Look through the data and write out every line with the word "this" in it.
======== Provided data
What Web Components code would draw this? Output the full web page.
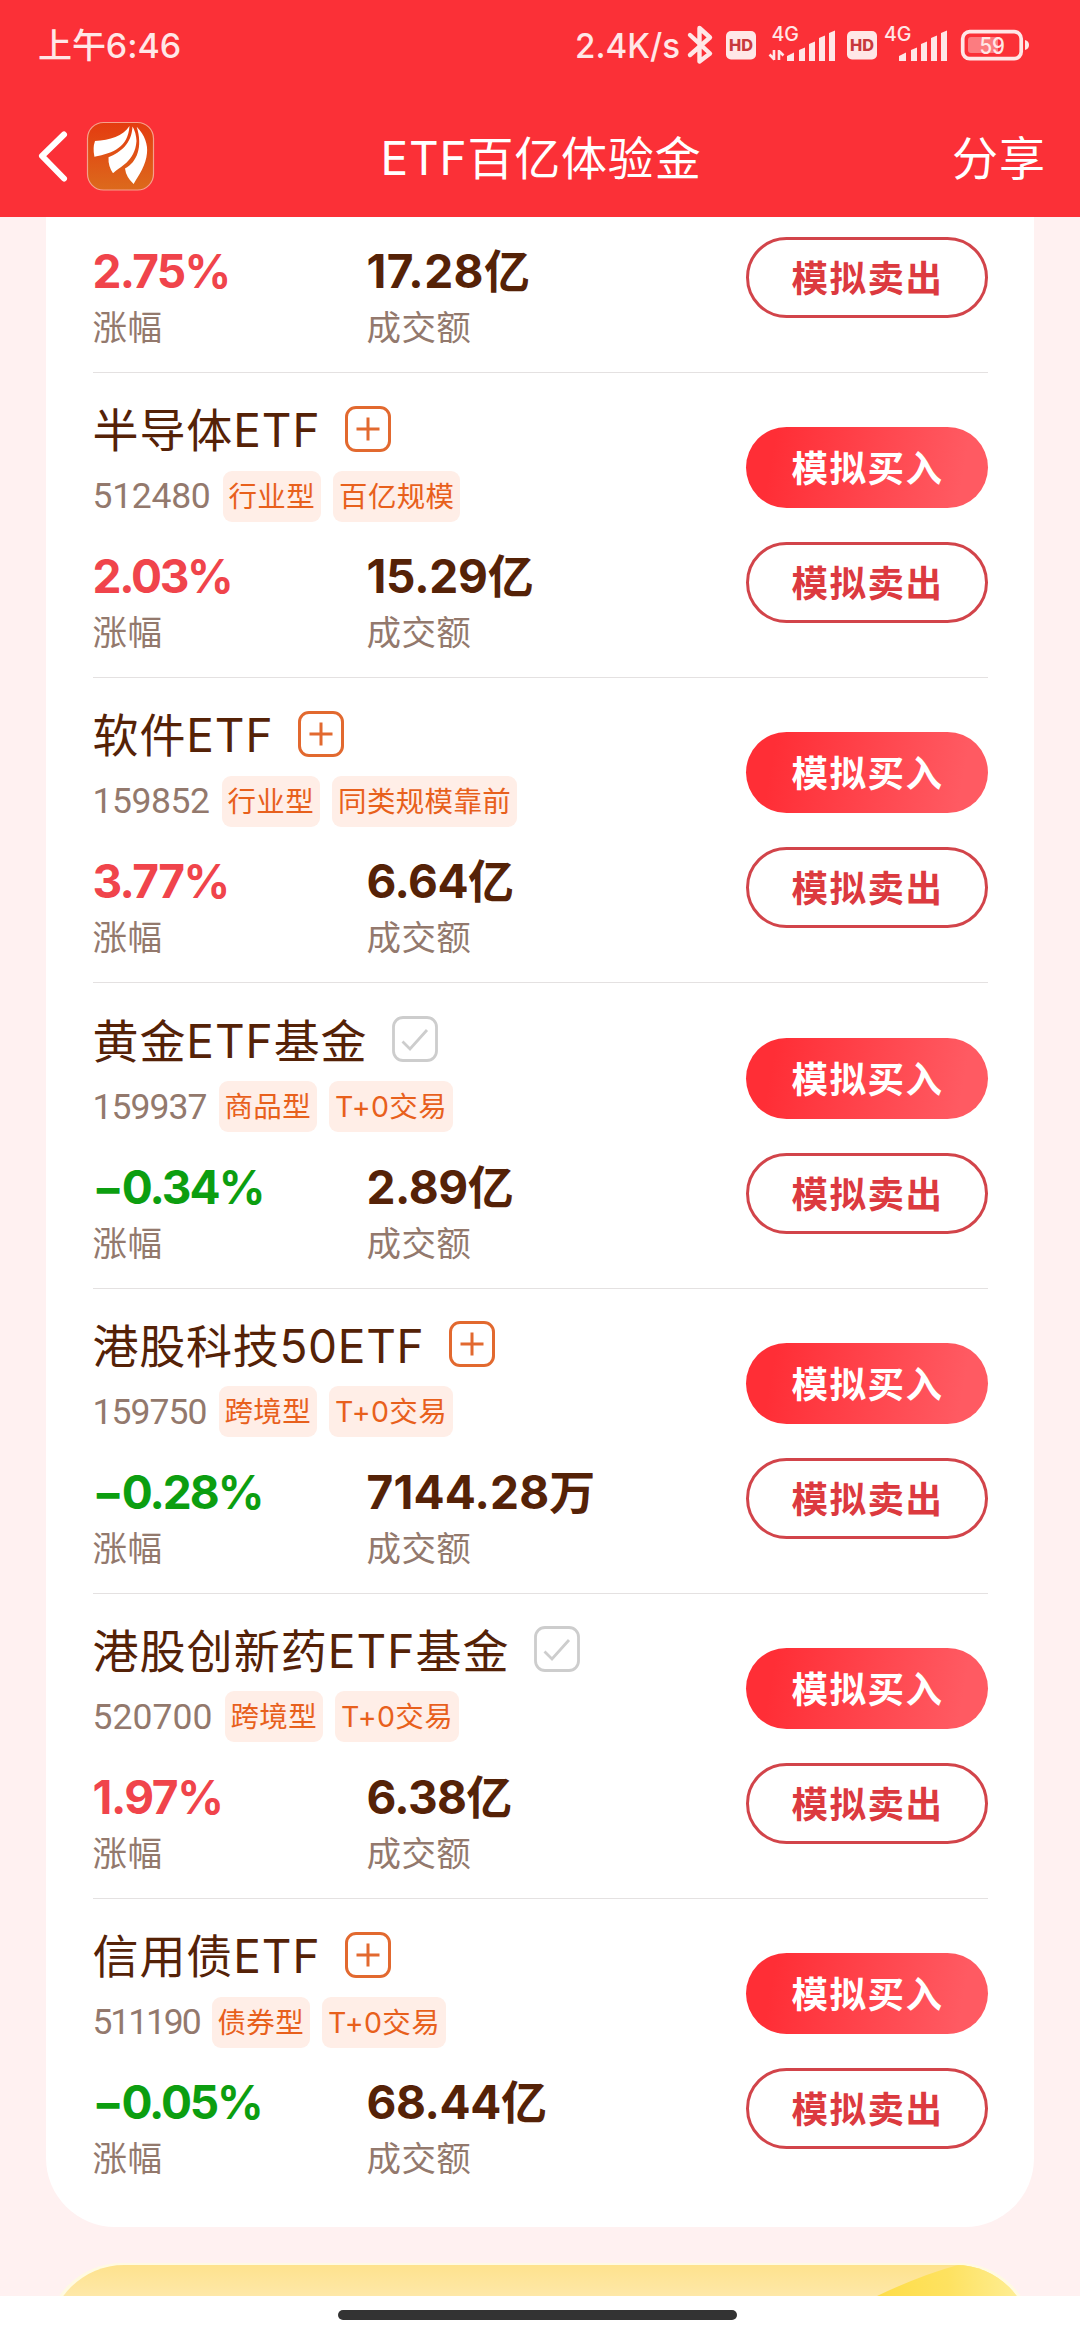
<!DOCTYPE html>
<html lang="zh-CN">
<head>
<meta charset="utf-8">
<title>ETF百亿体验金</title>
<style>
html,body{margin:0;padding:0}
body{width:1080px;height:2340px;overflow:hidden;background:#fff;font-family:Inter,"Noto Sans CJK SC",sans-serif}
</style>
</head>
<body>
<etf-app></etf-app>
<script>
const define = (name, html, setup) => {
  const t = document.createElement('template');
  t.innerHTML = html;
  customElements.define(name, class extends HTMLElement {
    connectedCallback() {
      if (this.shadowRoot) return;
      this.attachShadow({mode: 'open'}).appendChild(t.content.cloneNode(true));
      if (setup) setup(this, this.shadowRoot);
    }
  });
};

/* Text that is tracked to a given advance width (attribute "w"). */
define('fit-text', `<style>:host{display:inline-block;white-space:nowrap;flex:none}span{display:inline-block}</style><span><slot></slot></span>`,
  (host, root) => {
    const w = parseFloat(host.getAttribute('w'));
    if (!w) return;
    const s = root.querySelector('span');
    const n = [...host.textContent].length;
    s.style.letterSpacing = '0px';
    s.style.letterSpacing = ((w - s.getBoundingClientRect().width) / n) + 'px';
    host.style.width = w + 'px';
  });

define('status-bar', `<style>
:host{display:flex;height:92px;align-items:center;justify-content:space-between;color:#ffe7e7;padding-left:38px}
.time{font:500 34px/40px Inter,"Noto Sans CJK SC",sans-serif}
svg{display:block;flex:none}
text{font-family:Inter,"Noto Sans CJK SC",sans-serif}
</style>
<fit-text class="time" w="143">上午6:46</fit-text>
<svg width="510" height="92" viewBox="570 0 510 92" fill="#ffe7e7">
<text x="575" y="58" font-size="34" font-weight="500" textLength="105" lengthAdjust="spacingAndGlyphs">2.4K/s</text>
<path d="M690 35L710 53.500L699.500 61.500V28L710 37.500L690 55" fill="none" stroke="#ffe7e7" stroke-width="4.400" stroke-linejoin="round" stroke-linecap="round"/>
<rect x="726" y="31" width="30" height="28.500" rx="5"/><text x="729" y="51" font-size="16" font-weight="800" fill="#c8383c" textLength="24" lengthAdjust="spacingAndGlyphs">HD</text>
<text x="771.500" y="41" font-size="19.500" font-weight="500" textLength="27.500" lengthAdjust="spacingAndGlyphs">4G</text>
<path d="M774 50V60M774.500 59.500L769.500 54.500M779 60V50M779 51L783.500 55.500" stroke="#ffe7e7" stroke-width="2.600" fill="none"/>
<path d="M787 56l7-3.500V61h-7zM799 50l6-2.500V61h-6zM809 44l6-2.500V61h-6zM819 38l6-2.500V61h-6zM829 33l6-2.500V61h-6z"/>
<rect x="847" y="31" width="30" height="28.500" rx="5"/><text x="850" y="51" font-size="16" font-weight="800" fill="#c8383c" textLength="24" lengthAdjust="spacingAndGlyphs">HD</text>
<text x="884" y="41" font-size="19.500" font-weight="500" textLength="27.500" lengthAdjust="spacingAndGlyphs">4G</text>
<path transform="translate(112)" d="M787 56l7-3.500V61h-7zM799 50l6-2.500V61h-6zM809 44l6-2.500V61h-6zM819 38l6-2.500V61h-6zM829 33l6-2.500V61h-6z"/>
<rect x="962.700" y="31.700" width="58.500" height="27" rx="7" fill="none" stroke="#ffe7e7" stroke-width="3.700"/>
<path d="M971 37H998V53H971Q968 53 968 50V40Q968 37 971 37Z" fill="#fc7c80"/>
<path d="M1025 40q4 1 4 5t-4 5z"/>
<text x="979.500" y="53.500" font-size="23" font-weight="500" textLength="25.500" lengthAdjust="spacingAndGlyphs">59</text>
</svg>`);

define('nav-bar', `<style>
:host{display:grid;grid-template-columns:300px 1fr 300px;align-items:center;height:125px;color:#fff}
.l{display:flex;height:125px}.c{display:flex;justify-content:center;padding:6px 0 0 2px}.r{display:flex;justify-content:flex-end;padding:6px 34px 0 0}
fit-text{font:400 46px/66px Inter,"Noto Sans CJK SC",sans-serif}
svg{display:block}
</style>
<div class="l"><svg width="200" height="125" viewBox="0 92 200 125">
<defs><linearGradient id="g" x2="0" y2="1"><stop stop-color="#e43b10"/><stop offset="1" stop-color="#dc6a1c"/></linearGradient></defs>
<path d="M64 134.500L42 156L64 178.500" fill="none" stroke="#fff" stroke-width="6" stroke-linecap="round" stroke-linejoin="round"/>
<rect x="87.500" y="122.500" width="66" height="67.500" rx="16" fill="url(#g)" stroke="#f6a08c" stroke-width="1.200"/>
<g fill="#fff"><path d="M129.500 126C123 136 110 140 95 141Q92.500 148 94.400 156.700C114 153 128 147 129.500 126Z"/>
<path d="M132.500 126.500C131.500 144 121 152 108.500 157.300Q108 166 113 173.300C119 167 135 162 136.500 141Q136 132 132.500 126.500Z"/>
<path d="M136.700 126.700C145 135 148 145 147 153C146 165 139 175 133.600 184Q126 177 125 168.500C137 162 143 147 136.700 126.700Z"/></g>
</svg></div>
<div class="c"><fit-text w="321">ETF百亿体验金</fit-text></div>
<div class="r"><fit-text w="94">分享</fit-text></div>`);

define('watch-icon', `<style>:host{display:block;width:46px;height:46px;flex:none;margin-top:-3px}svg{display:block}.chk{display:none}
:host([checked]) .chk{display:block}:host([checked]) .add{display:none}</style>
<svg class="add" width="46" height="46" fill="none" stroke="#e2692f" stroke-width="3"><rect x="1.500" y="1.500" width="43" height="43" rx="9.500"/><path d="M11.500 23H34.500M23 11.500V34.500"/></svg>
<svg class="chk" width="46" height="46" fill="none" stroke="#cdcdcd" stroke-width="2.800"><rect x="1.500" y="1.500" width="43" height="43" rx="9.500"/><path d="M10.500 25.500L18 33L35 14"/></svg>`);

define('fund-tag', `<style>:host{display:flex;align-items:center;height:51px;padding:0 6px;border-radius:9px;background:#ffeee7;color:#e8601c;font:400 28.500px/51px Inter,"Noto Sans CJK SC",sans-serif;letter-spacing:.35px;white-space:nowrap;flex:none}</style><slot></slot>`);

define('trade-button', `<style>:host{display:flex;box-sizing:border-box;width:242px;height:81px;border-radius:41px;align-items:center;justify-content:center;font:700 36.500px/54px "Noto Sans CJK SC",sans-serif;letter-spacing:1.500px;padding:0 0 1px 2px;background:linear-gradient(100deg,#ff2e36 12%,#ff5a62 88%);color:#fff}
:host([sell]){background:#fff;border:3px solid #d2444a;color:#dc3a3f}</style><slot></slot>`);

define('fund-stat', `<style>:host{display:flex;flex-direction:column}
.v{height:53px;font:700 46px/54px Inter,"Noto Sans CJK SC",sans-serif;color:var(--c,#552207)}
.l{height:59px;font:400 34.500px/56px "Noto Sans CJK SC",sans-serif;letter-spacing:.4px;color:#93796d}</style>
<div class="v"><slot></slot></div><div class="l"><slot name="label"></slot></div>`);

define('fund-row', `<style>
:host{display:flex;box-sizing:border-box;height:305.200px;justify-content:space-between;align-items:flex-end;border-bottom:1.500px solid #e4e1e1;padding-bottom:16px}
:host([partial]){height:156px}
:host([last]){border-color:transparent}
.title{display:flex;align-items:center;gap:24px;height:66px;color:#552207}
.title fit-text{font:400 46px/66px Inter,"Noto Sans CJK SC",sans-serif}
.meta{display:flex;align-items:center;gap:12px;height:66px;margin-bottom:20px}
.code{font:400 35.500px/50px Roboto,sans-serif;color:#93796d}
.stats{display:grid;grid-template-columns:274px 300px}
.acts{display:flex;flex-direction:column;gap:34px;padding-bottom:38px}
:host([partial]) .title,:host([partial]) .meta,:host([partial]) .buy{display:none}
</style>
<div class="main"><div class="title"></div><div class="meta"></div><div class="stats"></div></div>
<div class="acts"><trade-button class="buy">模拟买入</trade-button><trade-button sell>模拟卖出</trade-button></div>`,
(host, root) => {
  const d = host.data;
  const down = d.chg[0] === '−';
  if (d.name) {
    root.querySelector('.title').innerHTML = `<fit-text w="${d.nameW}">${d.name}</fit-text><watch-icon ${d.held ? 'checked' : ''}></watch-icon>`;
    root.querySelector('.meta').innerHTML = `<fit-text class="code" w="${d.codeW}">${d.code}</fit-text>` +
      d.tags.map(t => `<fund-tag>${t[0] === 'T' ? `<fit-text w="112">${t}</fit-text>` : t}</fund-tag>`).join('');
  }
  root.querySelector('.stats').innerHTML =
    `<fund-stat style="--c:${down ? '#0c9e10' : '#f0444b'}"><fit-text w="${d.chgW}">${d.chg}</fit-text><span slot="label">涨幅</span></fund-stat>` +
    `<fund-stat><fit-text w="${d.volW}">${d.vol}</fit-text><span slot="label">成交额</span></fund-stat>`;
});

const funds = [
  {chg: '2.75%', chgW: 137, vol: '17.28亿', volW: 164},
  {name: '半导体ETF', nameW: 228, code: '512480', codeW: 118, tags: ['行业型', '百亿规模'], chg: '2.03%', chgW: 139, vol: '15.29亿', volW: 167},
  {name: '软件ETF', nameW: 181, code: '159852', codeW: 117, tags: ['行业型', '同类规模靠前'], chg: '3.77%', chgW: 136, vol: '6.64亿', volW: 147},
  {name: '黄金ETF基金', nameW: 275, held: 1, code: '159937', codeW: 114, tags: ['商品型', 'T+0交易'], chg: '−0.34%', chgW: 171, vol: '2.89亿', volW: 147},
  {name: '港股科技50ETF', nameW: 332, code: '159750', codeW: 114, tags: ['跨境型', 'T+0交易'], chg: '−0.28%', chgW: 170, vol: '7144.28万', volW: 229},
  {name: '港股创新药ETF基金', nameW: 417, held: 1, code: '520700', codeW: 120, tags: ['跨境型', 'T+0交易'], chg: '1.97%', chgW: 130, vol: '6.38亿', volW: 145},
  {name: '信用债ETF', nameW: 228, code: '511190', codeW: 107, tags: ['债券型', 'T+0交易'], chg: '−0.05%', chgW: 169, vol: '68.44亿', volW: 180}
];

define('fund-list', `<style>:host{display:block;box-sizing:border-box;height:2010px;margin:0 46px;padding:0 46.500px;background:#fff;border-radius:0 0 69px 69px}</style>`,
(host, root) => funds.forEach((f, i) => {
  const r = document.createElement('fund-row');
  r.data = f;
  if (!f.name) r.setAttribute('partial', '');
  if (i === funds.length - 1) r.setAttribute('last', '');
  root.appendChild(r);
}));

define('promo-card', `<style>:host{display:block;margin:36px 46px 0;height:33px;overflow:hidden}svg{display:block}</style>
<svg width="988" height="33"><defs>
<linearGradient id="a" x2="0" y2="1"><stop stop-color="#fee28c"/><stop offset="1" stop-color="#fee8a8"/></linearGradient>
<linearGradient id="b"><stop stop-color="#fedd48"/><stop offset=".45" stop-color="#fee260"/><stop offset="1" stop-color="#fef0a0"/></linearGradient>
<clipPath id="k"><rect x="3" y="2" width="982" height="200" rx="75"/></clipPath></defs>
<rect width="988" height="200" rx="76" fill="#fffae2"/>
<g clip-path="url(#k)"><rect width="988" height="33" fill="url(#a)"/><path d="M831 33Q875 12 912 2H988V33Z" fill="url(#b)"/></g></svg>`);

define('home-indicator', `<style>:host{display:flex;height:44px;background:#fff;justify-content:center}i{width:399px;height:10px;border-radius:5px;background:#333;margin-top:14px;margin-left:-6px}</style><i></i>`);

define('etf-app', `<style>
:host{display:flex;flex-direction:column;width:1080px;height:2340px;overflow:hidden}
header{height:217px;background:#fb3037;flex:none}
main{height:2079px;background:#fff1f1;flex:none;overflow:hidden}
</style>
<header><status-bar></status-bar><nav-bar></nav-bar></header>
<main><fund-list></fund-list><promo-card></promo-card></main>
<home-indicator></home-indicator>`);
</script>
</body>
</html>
================
→ Full answer:
What Web Components code would draw this? Output the full web page.
      if (this.shadowRoot) return;
      this.attachShadow({mode: 'open'}).appendChild(t.content.cloneNode(true));
      if (setup) setup(this, this.shadowRoot);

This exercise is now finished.